● **Exercise objective**
Of all the lines in the material, how many include the word "with"? Give only the number.

● **Record set**
-------------------------

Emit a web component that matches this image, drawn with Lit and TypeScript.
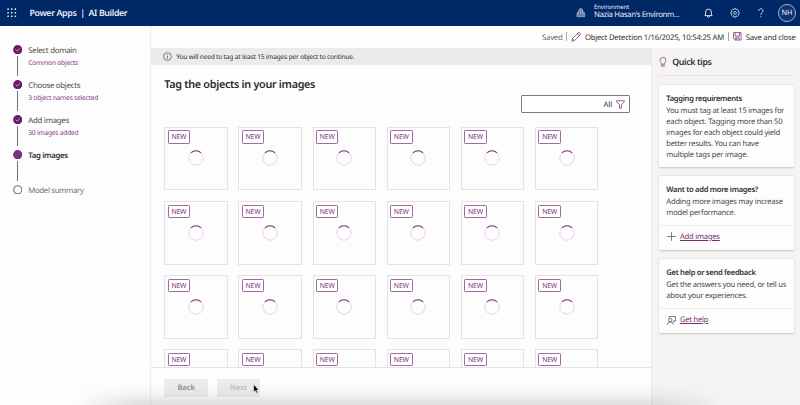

-------------------------

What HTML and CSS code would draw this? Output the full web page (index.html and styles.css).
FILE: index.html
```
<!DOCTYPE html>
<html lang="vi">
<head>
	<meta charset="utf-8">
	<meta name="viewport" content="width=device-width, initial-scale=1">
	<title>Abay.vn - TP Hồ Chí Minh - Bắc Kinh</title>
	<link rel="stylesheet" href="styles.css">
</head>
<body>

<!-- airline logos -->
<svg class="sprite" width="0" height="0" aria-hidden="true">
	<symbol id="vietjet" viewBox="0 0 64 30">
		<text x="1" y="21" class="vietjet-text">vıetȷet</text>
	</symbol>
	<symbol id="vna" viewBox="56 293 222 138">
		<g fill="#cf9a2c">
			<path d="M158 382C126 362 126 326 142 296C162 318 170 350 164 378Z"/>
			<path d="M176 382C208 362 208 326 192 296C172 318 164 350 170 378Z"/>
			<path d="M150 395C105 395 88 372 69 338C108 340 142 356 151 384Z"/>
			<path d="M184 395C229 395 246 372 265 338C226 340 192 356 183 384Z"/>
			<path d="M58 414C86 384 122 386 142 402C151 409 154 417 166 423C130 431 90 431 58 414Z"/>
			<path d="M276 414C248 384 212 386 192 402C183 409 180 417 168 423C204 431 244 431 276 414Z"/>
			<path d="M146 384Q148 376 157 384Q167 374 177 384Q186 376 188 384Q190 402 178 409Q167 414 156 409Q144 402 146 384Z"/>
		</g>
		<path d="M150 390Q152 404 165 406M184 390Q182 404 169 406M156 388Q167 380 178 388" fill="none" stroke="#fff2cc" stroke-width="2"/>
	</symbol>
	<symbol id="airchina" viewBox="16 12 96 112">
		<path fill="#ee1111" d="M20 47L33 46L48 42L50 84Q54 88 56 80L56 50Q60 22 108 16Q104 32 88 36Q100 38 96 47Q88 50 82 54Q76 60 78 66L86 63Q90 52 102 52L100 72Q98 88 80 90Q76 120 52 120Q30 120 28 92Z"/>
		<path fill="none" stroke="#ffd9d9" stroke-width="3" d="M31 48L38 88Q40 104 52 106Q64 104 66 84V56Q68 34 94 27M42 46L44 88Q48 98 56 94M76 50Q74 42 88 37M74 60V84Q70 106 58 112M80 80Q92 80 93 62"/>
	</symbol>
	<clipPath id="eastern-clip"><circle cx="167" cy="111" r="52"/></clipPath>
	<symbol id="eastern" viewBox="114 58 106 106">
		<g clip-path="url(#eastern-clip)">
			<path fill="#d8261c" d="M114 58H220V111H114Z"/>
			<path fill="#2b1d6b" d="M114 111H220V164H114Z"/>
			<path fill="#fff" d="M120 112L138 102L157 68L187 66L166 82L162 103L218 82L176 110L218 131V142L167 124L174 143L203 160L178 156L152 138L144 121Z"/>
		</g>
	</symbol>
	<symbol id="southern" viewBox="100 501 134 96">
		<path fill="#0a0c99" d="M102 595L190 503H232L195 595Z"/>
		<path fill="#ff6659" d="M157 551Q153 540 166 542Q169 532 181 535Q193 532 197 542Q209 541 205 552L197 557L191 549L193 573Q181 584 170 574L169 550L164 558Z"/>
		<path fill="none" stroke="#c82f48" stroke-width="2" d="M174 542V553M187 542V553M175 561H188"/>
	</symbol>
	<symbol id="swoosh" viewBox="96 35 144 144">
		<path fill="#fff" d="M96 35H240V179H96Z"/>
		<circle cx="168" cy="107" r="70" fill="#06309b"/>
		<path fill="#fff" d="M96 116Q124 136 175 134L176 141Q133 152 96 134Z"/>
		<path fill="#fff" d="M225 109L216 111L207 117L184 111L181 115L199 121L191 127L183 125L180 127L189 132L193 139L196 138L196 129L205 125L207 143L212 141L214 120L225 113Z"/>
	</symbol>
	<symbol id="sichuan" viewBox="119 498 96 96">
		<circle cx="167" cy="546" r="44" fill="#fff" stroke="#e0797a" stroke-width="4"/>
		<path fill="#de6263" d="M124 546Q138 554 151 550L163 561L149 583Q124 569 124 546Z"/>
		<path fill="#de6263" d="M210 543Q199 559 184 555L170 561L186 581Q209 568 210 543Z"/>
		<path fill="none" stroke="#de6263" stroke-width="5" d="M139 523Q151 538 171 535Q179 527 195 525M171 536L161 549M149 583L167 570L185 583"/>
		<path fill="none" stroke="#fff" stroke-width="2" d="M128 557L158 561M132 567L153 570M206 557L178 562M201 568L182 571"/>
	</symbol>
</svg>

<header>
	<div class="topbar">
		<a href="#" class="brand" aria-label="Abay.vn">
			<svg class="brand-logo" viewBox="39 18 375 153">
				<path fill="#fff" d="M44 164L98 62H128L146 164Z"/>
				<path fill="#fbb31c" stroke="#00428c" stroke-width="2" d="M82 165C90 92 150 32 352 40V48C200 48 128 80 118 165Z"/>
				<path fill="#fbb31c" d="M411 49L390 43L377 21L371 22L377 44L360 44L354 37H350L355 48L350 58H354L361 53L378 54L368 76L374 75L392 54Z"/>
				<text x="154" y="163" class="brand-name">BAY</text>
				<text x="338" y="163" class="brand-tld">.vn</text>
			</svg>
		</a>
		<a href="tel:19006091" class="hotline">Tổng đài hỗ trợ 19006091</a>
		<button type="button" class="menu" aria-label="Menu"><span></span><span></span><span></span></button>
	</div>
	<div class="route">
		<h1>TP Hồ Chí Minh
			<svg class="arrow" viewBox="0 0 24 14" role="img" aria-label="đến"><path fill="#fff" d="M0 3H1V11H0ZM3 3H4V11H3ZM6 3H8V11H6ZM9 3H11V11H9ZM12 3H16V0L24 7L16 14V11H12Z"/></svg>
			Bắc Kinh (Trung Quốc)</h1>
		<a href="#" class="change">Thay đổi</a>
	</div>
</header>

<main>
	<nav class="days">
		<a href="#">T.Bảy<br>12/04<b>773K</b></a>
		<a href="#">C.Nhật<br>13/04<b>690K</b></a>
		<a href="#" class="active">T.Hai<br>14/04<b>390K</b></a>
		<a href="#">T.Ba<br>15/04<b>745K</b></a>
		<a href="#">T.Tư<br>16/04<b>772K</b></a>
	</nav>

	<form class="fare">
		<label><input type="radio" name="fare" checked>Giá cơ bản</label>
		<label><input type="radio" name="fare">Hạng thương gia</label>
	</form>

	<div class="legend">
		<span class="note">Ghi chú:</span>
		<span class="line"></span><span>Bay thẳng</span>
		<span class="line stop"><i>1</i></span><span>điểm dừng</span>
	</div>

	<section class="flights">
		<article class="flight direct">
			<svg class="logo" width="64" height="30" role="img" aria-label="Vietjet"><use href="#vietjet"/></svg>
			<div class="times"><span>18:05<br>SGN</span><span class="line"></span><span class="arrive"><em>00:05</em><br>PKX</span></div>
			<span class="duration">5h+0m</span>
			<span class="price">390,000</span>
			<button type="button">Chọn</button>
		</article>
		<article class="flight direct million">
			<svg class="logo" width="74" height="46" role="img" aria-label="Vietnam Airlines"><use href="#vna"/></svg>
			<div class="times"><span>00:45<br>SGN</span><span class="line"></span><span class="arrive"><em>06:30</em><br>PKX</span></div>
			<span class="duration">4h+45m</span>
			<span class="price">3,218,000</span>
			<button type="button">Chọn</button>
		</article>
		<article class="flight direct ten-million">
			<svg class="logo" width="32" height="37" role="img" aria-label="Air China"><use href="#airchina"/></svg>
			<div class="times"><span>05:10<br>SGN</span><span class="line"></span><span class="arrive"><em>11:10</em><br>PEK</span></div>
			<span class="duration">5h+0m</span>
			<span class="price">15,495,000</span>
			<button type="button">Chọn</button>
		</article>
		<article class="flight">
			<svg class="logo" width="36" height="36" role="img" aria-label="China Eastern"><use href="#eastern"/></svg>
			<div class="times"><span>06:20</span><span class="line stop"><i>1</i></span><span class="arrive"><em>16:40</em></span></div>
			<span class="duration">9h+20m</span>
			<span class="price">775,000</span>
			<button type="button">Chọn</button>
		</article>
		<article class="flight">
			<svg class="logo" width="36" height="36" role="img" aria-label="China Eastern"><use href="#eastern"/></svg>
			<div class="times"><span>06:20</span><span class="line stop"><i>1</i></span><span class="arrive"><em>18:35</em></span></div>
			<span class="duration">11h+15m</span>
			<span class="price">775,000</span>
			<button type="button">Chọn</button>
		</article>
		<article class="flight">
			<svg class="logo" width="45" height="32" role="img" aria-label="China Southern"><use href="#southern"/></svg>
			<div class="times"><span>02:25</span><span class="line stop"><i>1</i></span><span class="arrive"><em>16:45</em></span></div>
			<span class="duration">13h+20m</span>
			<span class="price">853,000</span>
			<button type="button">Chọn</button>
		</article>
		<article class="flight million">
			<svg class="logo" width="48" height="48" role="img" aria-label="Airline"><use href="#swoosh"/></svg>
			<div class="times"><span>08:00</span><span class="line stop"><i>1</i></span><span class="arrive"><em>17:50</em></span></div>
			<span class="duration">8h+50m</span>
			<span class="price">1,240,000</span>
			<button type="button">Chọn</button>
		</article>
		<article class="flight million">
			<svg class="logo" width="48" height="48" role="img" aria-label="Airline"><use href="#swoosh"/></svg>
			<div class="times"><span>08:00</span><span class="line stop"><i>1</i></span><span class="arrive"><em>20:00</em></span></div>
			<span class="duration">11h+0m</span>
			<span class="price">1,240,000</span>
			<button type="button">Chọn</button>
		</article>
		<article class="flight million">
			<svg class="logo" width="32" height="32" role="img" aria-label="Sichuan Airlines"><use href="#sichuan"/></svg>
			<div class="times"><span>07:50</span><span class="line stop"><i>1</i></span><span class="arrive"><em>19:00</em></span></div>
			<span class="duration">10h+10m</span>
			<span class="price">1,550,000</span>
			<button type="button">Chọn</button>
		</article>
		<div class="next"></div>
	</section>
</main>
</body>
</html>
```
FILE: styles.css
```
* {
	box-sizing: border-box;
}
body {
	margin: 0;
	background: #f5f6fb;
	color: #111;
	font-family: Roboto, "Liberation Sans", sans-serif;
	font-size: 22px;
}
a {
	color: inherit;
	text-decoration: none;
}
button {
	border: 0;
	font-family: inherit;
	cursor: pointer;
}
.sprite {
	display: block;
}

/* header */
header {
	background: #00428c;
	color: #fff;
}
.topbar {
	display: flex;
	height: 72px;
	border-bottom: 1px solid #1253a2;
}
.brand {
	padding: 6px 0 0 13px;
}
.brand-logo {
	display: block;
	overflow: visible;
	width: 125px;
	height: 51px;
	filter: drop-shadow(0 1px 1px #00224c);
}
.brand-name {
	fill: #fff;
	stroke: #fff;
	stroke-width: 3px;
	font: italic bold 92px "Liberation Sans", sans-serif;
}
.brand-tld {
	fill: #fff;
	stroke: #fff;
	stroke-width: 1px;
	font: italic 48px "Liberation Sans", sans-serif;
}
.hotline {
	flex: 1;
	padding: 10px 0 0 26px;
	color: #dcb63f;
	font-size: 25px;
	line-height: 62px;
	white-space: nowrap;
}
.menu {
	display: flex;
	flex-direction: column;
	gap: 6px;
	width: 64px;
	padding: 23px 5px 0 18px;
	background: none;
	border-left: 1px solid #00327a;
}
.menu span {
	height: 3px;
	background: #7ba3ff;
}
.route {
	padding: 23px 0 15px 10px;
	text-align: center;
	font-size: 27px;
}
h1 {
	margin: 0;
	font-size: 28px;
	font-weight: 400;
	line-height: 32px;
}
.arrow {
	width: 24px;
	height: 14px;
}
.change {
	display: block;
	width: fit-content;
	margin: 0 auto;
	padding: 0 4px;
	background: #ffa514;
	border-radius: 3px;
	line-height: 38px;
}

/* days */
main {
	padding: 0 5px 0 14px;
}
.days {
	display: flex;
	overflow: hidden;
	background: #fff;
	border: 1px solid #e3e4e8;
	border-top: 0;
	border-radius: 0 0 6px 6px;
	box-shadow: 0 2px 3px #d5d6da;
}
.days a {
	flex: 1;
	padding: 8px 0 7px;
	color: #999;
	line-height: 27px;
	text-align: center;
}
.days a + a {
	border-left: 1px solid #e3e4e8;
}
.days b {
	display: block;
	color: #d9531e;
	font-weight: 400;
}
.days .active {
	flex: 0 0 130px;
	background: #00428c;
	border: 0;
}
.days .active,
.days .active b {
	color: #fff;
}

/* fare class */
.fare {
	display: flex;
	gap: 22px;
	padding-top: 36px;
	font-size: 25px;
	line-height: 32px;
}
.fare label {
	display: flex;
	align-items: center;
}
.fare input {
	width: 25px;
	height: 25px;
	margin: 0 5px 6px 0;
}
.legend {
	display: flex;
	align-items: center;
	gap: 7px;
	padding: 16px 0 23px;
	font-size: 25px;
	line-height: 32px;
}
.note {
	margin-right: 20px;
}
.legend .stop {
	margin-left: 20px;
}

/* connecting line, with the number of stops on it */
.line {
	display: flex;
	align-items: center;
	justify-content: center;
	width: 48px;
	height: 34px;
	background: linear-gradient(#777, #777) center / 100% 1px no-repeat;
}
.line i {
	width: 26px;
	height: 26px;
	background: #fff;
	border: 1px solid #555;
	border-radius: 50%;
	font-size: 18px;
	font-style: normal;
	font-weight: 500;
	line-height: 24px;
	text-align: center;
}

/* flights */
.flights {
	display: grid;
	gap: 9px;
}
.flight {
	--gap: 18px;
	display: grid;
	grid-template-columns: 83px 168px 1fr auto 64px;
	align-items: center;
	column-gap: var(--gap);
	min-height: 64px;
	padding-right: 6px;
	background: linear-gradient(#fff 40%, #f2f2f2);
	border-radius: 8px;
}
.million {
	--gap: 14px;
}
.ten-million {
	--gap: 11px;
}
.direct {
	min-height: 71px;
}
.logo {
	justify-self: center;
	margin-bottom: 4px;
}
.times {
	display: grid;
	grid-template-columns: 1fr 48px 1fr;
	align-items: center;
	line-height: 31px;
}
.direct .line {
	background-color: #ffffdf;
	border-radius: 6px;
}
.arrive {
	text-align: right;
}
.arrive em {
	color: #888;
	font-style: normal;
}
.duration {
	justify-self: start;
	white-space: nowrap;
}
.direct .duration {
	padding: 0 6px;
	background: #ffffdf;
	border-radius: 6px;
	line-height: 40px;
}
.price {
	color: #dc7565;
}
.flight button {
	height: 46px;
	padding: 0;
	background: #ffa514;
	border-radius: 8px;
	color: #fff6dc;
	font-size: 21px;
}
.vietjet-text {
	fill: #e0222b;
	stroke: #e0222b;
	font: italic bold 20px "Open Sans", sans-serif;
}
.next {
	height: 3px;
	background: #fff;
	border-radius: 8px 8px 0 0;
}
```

-------------------------

● **Response to the exercise**
2